Anti Virus Blog

May 9, 2005

How To Stop The Sober Worm

Filed under: Malware — Administrator @ 9:44 pm

Whoever wrote the Sober.P worm is persistent. The worm, which raced around the Internet this week, is the 18th version of a worm that first made it appearance two years ago. This one first surfaced in Western Europe on Monday and began to infect computers, but it fizzled out when it crossed the ocean and hit the United States. Today, security analysts and vendors are helping companies to clean up the mess Sober.P left behind and are reminding businesses how to prevent such worms from causing damage.

This version of Sober offered of tickets for next year’s World Cup soccer championship, taking place in Germany, in an effort to get users to click on an attachment to unleash the worm, which then looked for E-mail addresses so it could send itself to other computers, according to McAfee Security. The worm doesn’t delete information or damage computers. It mainly affects the bottom line because it consumes network bandwidth and requires time and effort to remove it from computers.

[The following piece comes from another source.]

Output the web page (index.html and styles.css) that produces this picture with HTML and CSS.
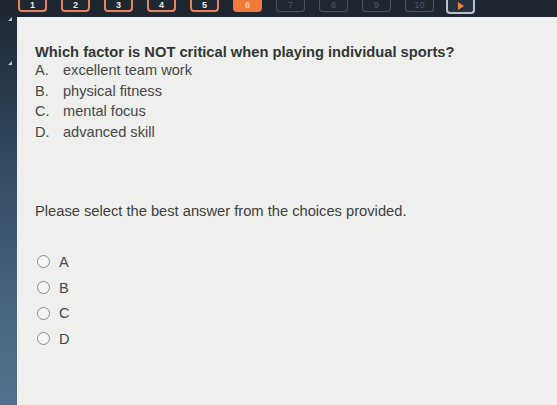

While the creators of Sober.P may be persistent, they aren’t very creative, according to security experts. The main change from one version to the next has been the use of different file names for the attachment and different body text in the E-mail, according to Lysa Myers, virus research engineer at the antivirus and vulnerability emergency response team at McAfee. “This is pretty well par for the course for what changes we see between one variant in a family and the next,” she says. “Changing text is much simpler than changing functionality.”